» What you will do:
Leave out every picture, then transcribe the rest of the listing exactly.

[Pages as source code]
--- begin ---

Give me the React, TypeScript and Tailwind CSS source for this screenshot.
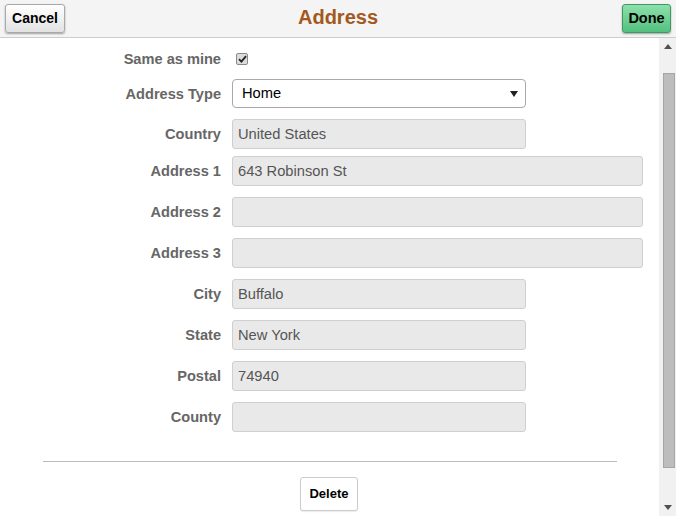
import React from "react";

const font = { fontFamily: '"Liberation Sans", Arial, sans-serif' };

function Label({ children }: { children: React.ReactNode }) {
  return (
    <div className="w-[221px] pt-[2px] text-right text-[14.6px] font-bold text-[#666666] shrink-0">
      {children}
    </div>
  );
}

function Field({ label, value, wide, mt }: { label: string; value?: string; wide?: boolean; mt: string }) {
  return (
    <div className={`flex items-center ${mt}`}>
      <Label>{label}</Label>
      <div
        className={`ml-[11px] h-[30px] ${wide ? "w-[411px]" : "w-[294px]"} rounded-[3px] border border-[#cfcfcf] bg-[#e9e9e9] pl-[5px] flex items-center text-[14.7px] text-[#555555]`}
      >
        {value}
      </div>
    </div>
  );
}

export default function App() {
  return (
    <div className="w-[676px] h-[516px] overflow-hidden bg-white flex flex-col" style={font}>
      {/* Header */}
      <div className="h-[38px] shrink-0 bg-[#f4f4f4] border-b border-[#cccccc] flex items-center justify-between px-[5px] relative">
        <button className="h-[29px] w-[60px] rounded-[3px] border border-[#a9a9a9] bg-gradient-to-b from-[#ffffff] to-[#e2e2e2] shadow-[0_1px_2px_rgba(0,0,0,0.35)] text-[14px] font-bold text-black">
          Cancel
        </button>
        <div className="absolute left-0 right-0 top-0 h-[34px] flex items-center justify-center text-[20px] font-bold text-[#a3581e] pointer-events-none">
          Address
        </div>
        <button className="h-[29px] w-[49px] rounded-[3px] border border-[#3e9a62] bg-gradient-to-b from-[#8ce0aa] to-[#52c17f] shadow-[0_1px_2px_rgba(0,0,0,0.35)] text-[14.5px] font-bold text-black">
          Done
        </button>
      </div>

      <div className="flex flex-1 min-h-0">
        {/* Content */}
        <div className="flex-1 flex flex-col">
          <div className="flex items-center mt-[11px] h-[20px]">
            <Label>Same as mine</Label>
            <div className="ml-[15px] w-[12px] h-[12px] rounded-[2px] border border-[#8a8a8a] bg-[#dcdcdc] flex items-center justify-center">
              <svg width="9" height="8" viewBox="0 0 9 8">
                <path d="M1 4.2 L3.4 6.6 L8 1.2" stroke="#222" strokeWidth="1.8" fill="none" />
              </svg>
            </div>
          </div>

          <div className="flex items-center mt-[10px]">
            <Label>Address Type</Label>
            <div className="ml-[11px] h-[29px] w-[294px] rounded-[4px] border border-[#a9a9a9] bg-white flex items-center justify-between pl-[9px] pr-[7px] text-[14.7px] text-black">
              <span>Home</span>
              <svg width="8" height="6" viewBox="0 0 8 6">
                <path d="M0 0 H8 L4 6 Z" fill="#222" />
              </svg>
            </div>
          </div>

          <Field label="Country" value="United States" mt="mt-[11px]" />
          <Field label="Address 1" value="643 Robinson St" wide mt="mt-[7px]" />
          <Field label="Address 2" wide mt="mt-[11px]" />
          <Field label="Address 3" wide mt="mt-[11px]" />
          <Field label="City" value="Buffalo" mt="mt-[11px]" />
          <Field label="State" value="New York" mt="mt-[11px]" />
          <Field label="Postal" value="74940" mt="mt-[11px]" />
          <Field label="County" mt="mt-[11px]" />

          <div className="mt-[29px] ml-[43px] mr-[42px] h-px bg-[#bbbbbb]" />

          <div className="flex justify-center mt-[15px] pr-[1px]">
            <button className="h-[34px] w-[58px] rounded-[3px] border border-[#cccccc] bg-white text-[13px] font-bold text-black shadow-[0_1px_1px_rgba(0,0,0,0.08)]">
              Delete
            </button>
          </div>
        </div>

        {/* Scrollbar */}
        <div className="w-[17px] shrink-0 bg-[#f1f1f1] flex flex-col items-center">
          <div className="h-[17px] flex items-center justify-center">
            <svg width="8" height="5" viewBox="0 0 8 5">
              <path d="M0 5 L4 0 L8 5 Z" fill="#505050" />
            </svg>
          </div>
          <div className="mt-[18px] w-[12px] h-[395px] bg-[#bdbdbd] border border-[#a6a6a6] ml-[3px]" />
          <div className="flex-1" />
          <div className="h-[17px] flex items-center justify-center">
            <svg width="8" height="5" viewBox="0 0 8 5">
              <path d="M0 0 L8 0 L4 5 Z" fill="#505050" />
            </svg>
          </div>
        </div>
      </div>
    </div>
  );
}
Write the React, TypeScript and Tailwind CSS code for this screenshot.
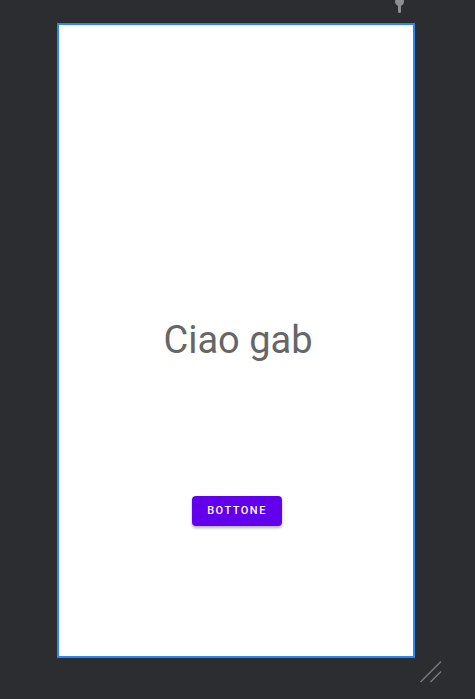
export default function App() {
  return (
    <div
      className="relative h-[699px] w-[475px] overflow-hidden bg-[#2b2d30]"
      style={{ fontFamily: "Roboto, 'Liberation Sans', sans-serif" }}
    >
      {/* pin marker on top edge */}
      <svg
        className="absolute left-[393px] top-0"
        width="13"
        height="15"
        viewBox="0 0 13 15"
      >
        <circle cx="6.5" cy="1.5" r="4.5" fill="#8e8e8e" />
        <rect x="5" y="3" width="3" height="10" rx="1.5" fill="#8e8e8e" />
      </svg>

      <div className="pl-[57px] pt-[23px]">
        <div className="flex h-[635px] w-[358px] flex-col items-center border-2 border-[#2a86f2] bg-white">
          <p className="ml-[4px] mt-[293px] text-[38px] leading-[45px] text-[#666666]">Ciao gab</p>
          <button className="ml-[2px] mt-[133px] flex h-[30px] w-[90px] items-center justify-center rounded-[4px] bg-[#6200ee] text-[11px] font-medium tracking-[1.5px] text-white shadow-[0_2px_3px_rgba(0,0,0,0.3)]">
            BOTTONE
          </button>
        </div>
      </div>

      {/* resize handle */}
      <svg
        className="absolute left-[418px] top-[659px]"
        width="26"
        height="26"
        viewBox="0 0 26 26"
      >
        <line x1="2.5" y1="23" x2="23" y2="2.5" stroke="#7a7a7a" strokeWidth="1.4" />
        <line x1="12.5" y1="23" x2="23" y2="12.5" stroke="#7a7a7a" strokeWidth="1.4" />
      </svg>
    </div>
  );
}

--- end ---

» Exercise answer:
Give me the React, TypeScript and Tailwind CSS source for this screenshot.
import React from "react";

const font = { fontFamily: '"Liberation Sans", Arial, sans-serif' };

function Label({ children }: { children: React.ReactNode }) {
  return (
    <div className="w-[221px] pt-[2px] text-right text-[14.6px] font-bold text-[#666666] shrink-0">
      {children}
    </div>
  );
}

function Field({ label, value, wide, mt }: { label: string; value?: string; wide?: boolean; mt: string }) {
  return (
    <div className={`flex items-center ${mt}`}>
      <Label>{label}</Label>
      <div
        className={`ml-[11px] h-[30px] ${wide ? "w-[411px]" : "w-[294px]"} rounded-[3px] border border-[#cfcfcf] bg-[#e9e9e9] pl-[5px] flex items-center text-[14.7px] text-[#555555]`}
      >
        {value}
      </div>
    </div>
  );
}

export default function App() {
  return (
    <div className="w-[676px] h-[516px] overflow-hidden bg-white flex flex-col" style={font}>
      {/* Header */}
      <div className="h-[38px] shrink-0 bg-[#f4f4f4] border-b border-[#cccccc] flex items-center justify-between px-[5px] relative">
        <button className="h-[29px] w-[60px] rounded-[3px] border border-[#a9a9a9] bg-gradient-to-b from-[#ffffff] to-[#e2e2e2] shadow-[0_1px_2px_rgba(0,0,0,0.35)] text-[14px] font-bold text-black">
          Cancel
        </button>
        <div className="absolute left-0 right-0 top-0 h-[34px] flex items-center justify-center text-[20px] font-bold text-[#a3581e] pointer-events-none">
          Address
        </div>
        <button className="h-[29px] w-[49px] rounded-[3px] border border-[#3e9a62] bg-gradient-to-b from-[#8ce0aa] to-[#52c17f] shadow-[0_1px_2px_rgba(0,0,0,0.35)] text-[14.5px] font-bold text-black">
          Done
        </button>
      </div>

      <div className="flex flex-1 min-h-0">
        {/* Content */}
        <div className="flex-1 flex flex-col">
          <div className="flex items-center mt-[11px] h-[20px]">
            <Label>Same as mine</Label>
            <div className="ml-[15px] w-[12px] h-[12px] rounded-[2px] border border-[#8a8a8a] bg-[#dcdcdc] flex items-center justify-center">
              <svg width="9" height="8" viewBox="0 0 9 8">
                <path d="M1 4.2 L3.4 6.6 L8 1.2" stroke="#222" strokeWidth="1.8" fill="none" />
              </svg>
            </div>
          </div>

          <div className="flex items-center mt-[10px]">
            <Label>Address Type</Label>
            <div className="ml-[11px] h-[29px] w-[294px] rounded-[4px] border border-[#a9a9a9] bg-white flex items-center justify-between pl-[9px] pr-[7px] text-[14.7px] text-black">
              <span>Home</span>
              <svg width="8" height="6" viewBox="0 0 8 6">
                <path d="M0 0 H8 L4 6 Z" fill="#222" />
              </svg>
            </div>
          </div>

          <Field label="Country" value="United States" mt="mt-[11px]" />
          <Field label="Address 1" value="643 Robinson St" wide mt="mt-[7px]" />
          <Field label="Address 2" wide mt="mt-[11px]" />
          <Field label="Address 3" wide mt="mt-[11px]" />
          <Field label="City" value="Buffalo" mt="mt-[11px]" />
          <Field label="State" value="New York" mt="mt-[11px]" />
          <Field label="Postal" value="74940" mt="mt-[11px]" />
          <Field label="County" mt="mt-[11px]" />

          <div className="mt-[29px] ml-[43px] mr-[42px] h-px bg-[#bbbbbb]" />

          <div className="flex justify-center mt-[15px] pr-[1px]">
            <button className="h-[34px] w-[58px] rounded-[3px] border border-[#cccccc] bg-white text-[13px] font-bold text-black shadow-[0_1px_1px_rgba(0,0,0,0.08)]">
              Delete
            </button>
          </div>
        </div>

        {/* Scrollbar */}
        <div className="w-[17px] shrink-0 bg-[#f1f1f1] flex flex-col items-center">
          <div className="h-[17px] flex items-center justify-center">
            <svg width="8" height="5" viewBox="0 0 8 5">
              <path d="M0 5 L4 0 L8 5 Z" fill="#505050" />
            </svg>
          </div>
          <div className="mt-[18px] w-[12px] h-[395px] bg-[#bdbdbd] border border-[#a6a6a6] ml-[3px]" />
          <div className="flex-1" />
          <div className="h-[17px] flex items-center justify-center">
            <svg width="8" height="5" viewBox="0 0 8 5">
              <path d="M0 0 L8 0 L4 5 Z" fill="#505050" />
            </svg>
          </div>
        </div>
      </div>
    </div>
  );
}
Write the React, TypeScript and Tailwind CSS code for this screenshot.
export default function App() {
  return (
    <div
      className="relative h-[699px] w-[475px] overflow-hidden bg-[#2b2d30]"
      style={{ fontFamily: "Roboto, 'Liberation Sans', sans-serif" }}
    >
      {/* pin marker on top edge */}
      <svg
        className="absolute left-[393px] top-0"
        width="13"
        height="15"
        viewBox="0 0 13 15"
      >
        <circle cx="6.5" cy="1.5" r="4.5" fill="#8e8e8e" />
        <rect x="5" y="3" width="3" height="10" rx="1.5" fill="#8e8e8e" />
      </svg>

      <div className="pl-[57px] pt-[23px]">
        <div className="flex h-[635px] w-[358px] flex-col items-center border-2 border-[#2a86f2] bg-white">
          <p className="ml-[4px] mt-[293px] text-[38px] leading-[45px] text-[#666666]">Ciao gab</p>
          <button className="ml-[2px] mt-[133px] flex h-[30px] w-[90px] items-center justify-center rounded-[4px] bg-[#6200ee] text-[11px] font-medium tracking-[1.5px] text-white shadow-[0_2px_3px_rgba(0,0,0,0.3)]">
            BOTTONE
          </button>
        </div>
      </div>

      {/* resize handle */}
      <svg
        className="absolute left-[418px] top-[659px]"
        width="26"
        height="26"
        viewBox="0 0 26 26"
      >
        <line x1="2.5" y1="23" x2="23" y2="2.5" stroke="#7a7a7a" strokeWidth="1.4" />
        <line x1="12.5" y1="23" x2="23" y2="12.5" stroke="#7a7a7a" strokeWidth="1.4" />
      </svg>
    </div>
  );
}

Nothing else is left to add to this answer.